Tout était entre les mains du Gouvernement, mais celui-ci ne viendra pas davantage (ou presque) en soutien de l’agriculture biologique. Lundi 6 novembre dernier, à l’initiative de Sandrine Le Feur (député Renaissance du Finistère et agricultrice engagée en bio), 46 députés issus de 7 groupes politiques différents sont parvenus à faire adopter un amendement transpartisan réclamant une aide d’urgence de 271 millions d’euros afin de soutenir la filière bio dans le contexte difficile qu’elle est amenée à traverser. En l’état, l’amendement prévoyait une répartition de la somme entre la filière lait (71 millions d’euros), la filière porc (30 millions d’euros), les grandes cultures (110 millions d’euros), et la filière fruits et légumes (60 millions d’euros).
Las, il n’en sera rien, la mesure vient d’être retoquée par le Gouvernement. En effet, lors des débats à l’Assemblée nationale portant sur le second volet du projet de Loi de Finances 2024, la première ministre Elisabeth Borne a déclenché pour la 16e fois l’article 49.3 de la constitution, engageant la responsabilité de son gouvernement sur cette deuxième partie du projet de budget 2024, et coupant court aux discussions sur le texte.
Le Gouvernement, qui avait ainsi les mains libres pour retenir ou non les amendements adoptés dans le cadre des débats, a choisi d’écarter l’amendement réclamant une aide d’urgence à la bio. Ce faisant, il vient doucher les espoirs nourris par une grande partie de l’écosystème de la bio en France. Et suite à ce revirement de situation, Mme la député Sandrine Le Feur a exprimé le fond de sa pensée dans un post sur LinkedIn se disant « outrée » de voir l’amendement ainsi « évincé » (…), « La balle est désormais entre les mains du Sénat. Le gouvernement saura-t-il écouter ? », interroge-t-elle par ailleurs.
Un appel à “la responsabilité” lancé au gouvernement
Diverses organisations professionnelles de la bio avaient salué l’adoption de l’amendement initié par la député Sandrine Le Feur, à commencer par Forebio, la Coopération agricole, la Fnab et le Synabio qui avaient estimé qu’il s’agissait là de la traduction « du souhait des parlementaires de tous bords politiques de soutenir la filière bio », les remerciant dans la foulée « pour ce choix engagé et juste », et appelant à la « responsabilité du gouvernement dans l’exercice du 49.3 », ainsi qu’à « prendre en considération (la volonté des élus), et montrer son soutien aux professionnels de la bio ».

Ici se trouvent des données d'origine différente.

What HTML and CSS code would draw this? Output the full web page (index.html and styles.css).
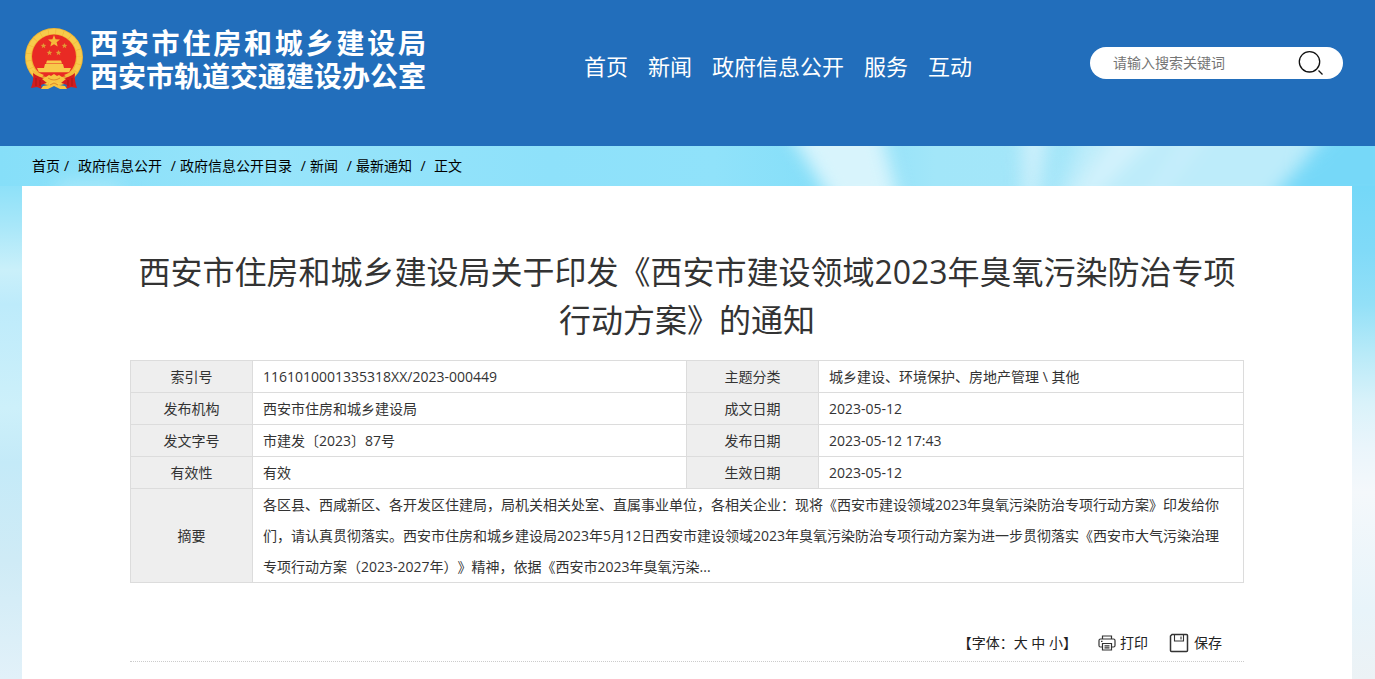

Toutefois, dans un communiqué de presse, La Maison de la Bio qui fédère pour sa part Cosmebio, Forebio, Natexbio, Synabio, Synadiet et Synadis Bio, ne cachait pas sa crainte que l’amendement « soit ignoré dans la version finale de la loi, car le gouvernement préfère utiliser l’article 49.3 une nouvelle fois pour contourner l’organe législatif ». Pour La Maison de la Bio, si le gouvernement veut atteindre son objectif de 18 % de la Surface Agricole Utile (SAU) dédiée au bio d’ici 2027, comparé aux 10,3 % actuels, « il doit passer à l’action sans plus tarder », exigeant « que le gouvernement redresse la barre immédiatement ».
Bien conscient de la panne que connait le bio en France, le ministre de l’Agriculture Marc Fesneau avait pour sa part insisté sur la principale cause de ce coup de frein : la demande, qu’il entend notamment stimuler par l’accroissement des fonds alloués à l’Agence Bio pour communiquer autour de la bio, mais aussi par la commande publique.
Comme une (maigre) compensation, si l’aide de 271 millions d’euros n’a pas été validée, le Gouvernement a donné son feu vert pour un budget de 5 millions d’euros pointés vers les innovations technologiques des agriculteurs, logiciels ou diagnostics des sols, face aux aléas climatiques, selon un amendement Horizons de Lise Magnier.